Last week's local native plant was one of the biggest around, the Blackbutt (Eucalyptus pilularis). To add balance, this week's plant is a very small and delicate groundcover that won't cause any problems or create any alarm.
It can turn up uninvited in gardens and twine in among lawn, other ground-covers and even low shrubs, but it is often overlooked because when it's not in flower there just isn't that much to see.
Look closely, however, and you will see that the small white flowers have the shape of a Lobelia. And, yes, it's a Lobelia! Lobelia purpurascens to be precise, though the common names are easier to remember: White Root (for – you guessed it – the colour of the small, sinuous roots) or Purplish Lobelia, which goes to the purplish tinge the centre of the flowers have, if you look really, really, really closely.
Lobelia is a familiar plant name for many gardeners. The electric blue of some of the Lobelia cultivars sold as annuals is pretty unforgettable. This species is, it must be said, much less showy.
But it has many advantages over the commercial Lobelias. It is perennial rather than annual, so will hold on year after year: you don't need to buy new plants each spring.

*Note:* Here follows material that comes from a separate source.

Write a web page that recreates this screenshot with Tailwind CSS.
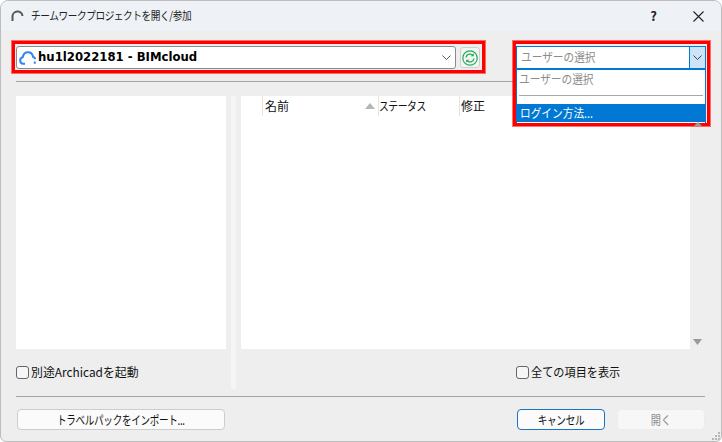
<!DOCTYPE html>
<html lang="ja">
<head>
  <meta charset="UTF-8" />
  <title>チームワークプロジェクトを開く/参加</title>
  <script src="https://cdn.jsdelivr.net/npm/@tailwindcss/browser@4"></script>
</head>
<body class="bg-white overflow-hidden">
  <div class="relative w-[722px] h-[442px] flex flex-col bg-[#eeeeee] border border-[#bdbdbd] rounded-t-lg rounded-b-md overflow-hidden text-[12px] text-[#111] font-['Noto_Sans_CJK_JP','Noto_Sans',sans-serif]">

    <!-- title bar -->
    <div class="h-[30px] shrink-0 flex items-center bg-[#eef2f6] pl-[10px] pr-[17px]">
      <svg class="w-[13px] h-[13px] mr-[7px] shrink-0" viewBox="0 0 13 13" fill="none"><path d="M1.500 11V7a5 5 0 0 1 10 -1" stroke="#555" stroke-width="2"/></svg>
      <span class="inline-block origin-left scale-x-[.84] whitespace-nowrap text-[11.5px] text-[#222] tracking-[-0.5px]">チームワークプロジェクトを開く/参加</span>
      <span class="ml-auto mr-[36px] text-[13px] font-bold text-[#222]">?</span>
      <svg class="w-[11px] h-[11px]" viewBox="0 0 11 11" fill="none"><path d="M.5.5l10 10M10.500.5l-10 10" stroke="#222" stroke-width="1.100"/></svg>
    </div>

    <!-- content -->
    <div class="flex-1 flex flex-col pl-[15px] pr-[16px] pt-[15px]">
      <div class="h-[23px] flex shrink-0">
        <div class="w-[440px] h-[23px] flex items-center bg-white border border-[#8a8a8a] rounded-[3px] pl-[2px] pr-[4px]">
          <svg class="w-[17px] h-[14px] mr-[2px] shrink-0" viewBox="0 0 17 14" fill="none"><path d="M6 12.800H4.300a3.300 3.300 0 0 1-.6-6.500C4.300 3 6.500 1.200 9 1.200c2.700 0 4.600 2 5 4.500 1.300.4 2.100 1.400 2.100 2.600M15.800 10.500v2.300" stroke="#2f86f0" stroke-width="2"/></svg>
          <span class="font-['DejaVu_Sans',sans-serif] font-bold text-[11.7px] text-black">hu1l2022181 - BIMcloud</span>
          <svg class="ml-auto w-[9px] h-[6px]" viewBox="0 0 9 6" fill="none"><path d="M.5.5l4 4 4-4" stroke="#555"/></svg>
        </div>
        <div class="ml-[4px] mt-[1px] w-[20px] h-[21px] flex items-center justify-center bg-[#f4f4f4] border border-[#cfcfcf] rounded-[3px]">
          <svg class="w-[16px] h-[16px]" viewBox="0 0 16 16" fill="none"><circle cx="8" cy="8" r="7.200" stroke="#1fae55" stroke-width="1.200"/><path d="M4 7.500a4 4 0 0 1 7-2M12 8.500a4 4 0 0 1-7 2" stroke="#1fae55" stroke-width="1.300"/><path d="M11.800 3.300v3h-3zM4.200 12.700v-3h3z" fill="#1fae55"/></svg>
        </div>
      </div>

      <div class="h-px bg-[#a3a3a3] mt-[12px] w-[505px] shrink-0"></div>

      <div class="flex mt-[14px] h-[293px] shrink-0">
        <div class="w-[210px] flex flex-col">
          <div class="h-[253px] bg-white"></div>
          <label class="flex items-center h-[40px] pt-[6px]">
            <span class="w-[13px] h-[13px] border border-[#666] rounded-[3px] bg-[#f6f6f6] mr-[2px] shrink-0"></span>
            <span class="inline-block origin-left scale-x-[.99] whitespace-nowrap">別途Archicadを起動</span>
          </label>
        </div>
        <div class="w-[5px] ml-[5px] bg-[#f5f5f5]"></div>
        <div class="ml-[5px] flex-1 flex flex-col">
          <div class="flex">
            <div class="w-[449px] h-[253px] bg-white">
              <div class="flex h-[20px] items-center">
                <div class="w-[22px] h-full border-r border-[#e4e4e4]"></div>
                <div class="w-[116px] h-full flex items-center border-r border-[#e4e4e4] pl-[2px]">名前
                  <svg class="ml-auto mr-[3px] w-[10px] h-[6px]" viewBox="0 0 10 6"><path d="M5 0l5 6H0z" fill="#b5b5b5"/></svg>
                </div>
                <div class="w-[81px] h-full flex items-center border-r border-[#e4e4e4]">
                  <span class="inline-block origin-left scale-x-[.82] whitespace-nowrap tracking-[-0.6px]">ステータス</span>
                </div>
                <div class="pl-[1px]">修正</div>
              </div>
            </div>
            <div class="flex-1 flex flex-col items-center justify-end pb-[4px]">
              <svg class="w-[9px] h-[6px]" viewBox="0 0 9 6"><path d="M0 0h9L4.500 6z" fill="#9a9a9a"/></svg>
            </div>
          </div>
          <label class="flex items-center h-[40px] pt-[6px] pl-[275px]">
            <span class="w-[13px] h-[13px] border border-[#666] rounded-[3px] bg-[#f6f6f6] mr-[2px] shrink-0"></span>
            <span class="inline-block origin-left scale-x-[.93] whitespace-nowrap">全ての項目を表示</span>
          </label>
        </div>
      </div>

      <div class="h-px bg-[#a3a3a3] mt-[7px] shrink-0"></div>

      <div class="flex items-center mt-[12px] pl-px">
        <button class="w-[208px] h-[21px] bg-[#fbfbfb] border border-[#cdcdcd] rounded-[4px] text-[12px]"><span class="inline-block scale-x-[.8] whitespace-nowrap tracking-[-0.4px]">トラベルパックをインポート...</span></button>
        <button class="ml-auto w-[88px] h-[21px] bg-[#fbfbfb] border border-[#1a73c4] rounded-[4px] text-[12px]"><span class="inline-block scale-x-[.8] whitespace-nowrap tracking-[-0.4px]">キャンセル</span></button>
        <button class="ml-[12px] w-[88px] h-[21px] bg-[#f7f7f7] border border-[#ececec] rounded-[4px] text-[12px] text-[#8a8a8a]"><span class="inline-block scale-x-[.85] whitespace-nowrap">開く</span></button>
      </div>
    </div>

    <!-- resize grip -->
    <svg class="absolute right-[1px] bottom-[1px] w-[9px] h-[9px]" viewBox="0 0 9 9" fill="#b5b5b5"><rect x="7" y="1" width="2" height="2"/><rect x="4" y="4" width="2" height="2"/><rect x="7" y="4" width="2" height="2"/><rect x="1" y="7" width="2" height="2"/><rect x="4" y="7" width="2" height="2"/><rect x="7" y="7" width="2" height="2"/></svg>

    <!-- user combo with open list -->
    <div class="absolute left-[515px] top-[45px] w-[190px] text-[#8c8c8c]">
      <div class="h-[23px] flex bg-white border border-[#0078d4]">
        <span class="flex-1 pl-[4px] leading-[20px]"><span class="inline-block origin-left scale-x-[.89] whitespace-nowrap">ユーザーの選択</span></span>
        <span class="w-[16px] flex items-center justify-center bg-[#cce4f7] border-l border-[#0078d4]">
          <svg class="w-[9px] h-[6px]" viewBox="0 0 9 6" fill="none"><path d="M.5.5l4 4 4-4" stroke="#444"/></svg>
        </span>
      </div>
      <div class="h-[55px] bg-white border-x border-t border-[#0078d4]">
        <div class="h-[21px] pl-[2px] leading-[17px]"><span class="inline-block origin-left scale-x-[.89] whitespace-nowrap">ユーザーの選択</span></div>
        <div class="h-px bg-[#a8a8a8] mx-[2px] mt-[4px]"></div>
        <div class="h-[18px] mt-[8px] bg-[#0078d4] text-white pl-[3px] leading-[18px]"><span class="inline-block origin-left scale-x-[.89] whitespace-nowrap">ログイン方法...</span></div>
      </div>
    </div>

    <!-- red annotation frames -->
    <div class="absolute left-[11px] top-[40px] w-[473px] h-[32px] border-[3px] border-[#ff0000] shadow-[0_0_0_1px_rgba(255,0,0,0.55)]"></div>
    <div class="absolute left-[512px] top-[40px] w-[197px] h-[85px] border-[3px] border-[#ff0000] shadow-[0_0_0_1px_rgba(255,0,0,0.55)]"></div>

    <!-- list's up arrow, its tip shows above the frame -->
    <svg class="absolute left-[693px] top-[121px] w-[8px] h-[4px]" viewBox="0 0 8 4"><path d="M4 0l4 4H0z" fill="#9a9a9a"/></svg>
  </div>
</body>
</html>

It is a local native, not an exotic and not a cultivar, so it will make a better contribution to supporting local bees, butterflies and other insects that have co-evolved with it.
And it is drought-tolerant, though not in a conventional sense of looking exactly the same all the time: it copes with dry conditions by producing fewer above-ground stems and flowers, so that in an El Niño period it may be all but invisible. But in a La Niña as we've had recently, it will come out of itself and produce abundant foliage and numerous flowers, and look absolutely gorgeous.
The number one query I've had in the last two or three months has been a request to identify a small plant in someone's garden that turns out to be Whiteroot. And I'm just thrilled to be able to identify it as a local to this area. Once you know it's a local native you can take a sigh of relief and stop worrying about how to eradicate it! You can instead turn to seeing what interesting critters come to visit.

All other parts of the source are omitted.